We have the visual border off right now. This title is really long. Sum of Sales Amount and Sum of Profit Column by Subcategory and Category. That is a mouthful. I don’t think we want many of our users to be looking at that. So let’s say Sales vs. Profit, Non-bike Categories. See if my typing works.

Yes. So again, I like doing a centered title on something like this and we can bump it up. A few pixels to make it larger. You can even bold it if you want. You can. Italicize, underline. I think eighteen’s a pretty good size for this, so all right, now we’re looking pretty well. We’ve got Sum of Sales Amount, Sum of Profit column.

You know, again, those are titles that we could, we need to have them on. We can’t remove them.

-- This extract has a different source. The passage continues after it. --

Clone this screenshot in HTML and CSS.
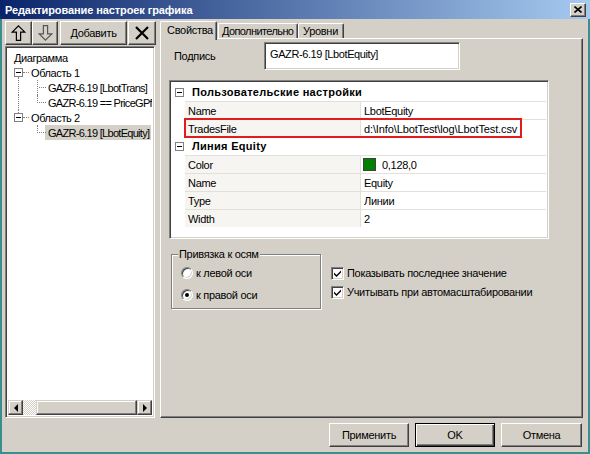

But I think we can say, let’s look at Sales here, or let’s look at Profit on the y-Axis. We don’t need to have the full written out title. That is just a mouthful. So, and then Profit, so we’ll change Sales, Profit.

One other thing, we’ve got grid lines. I don’t really necessarily need the grid lines. I think that they’re a little distracting to me. So let’s remove our horizontal, remove our vertical grid lines. But we do want to provide some additional context. And in our example on our slide we have a few additional lines in the Analytics pane we can put a trend line on.

I think that’s nice to have for something like this, especially when we start filtering this information. And we can have average lines, so I think it’s really nice to have both an average on Sales Amount and an average on Profit. So you kind of see how they shape up, see where we’re hitting average Profit, see where we’re hitting average Sales, and then what the overall trend is.

This is Matt with Playfair+. Thanks for watching.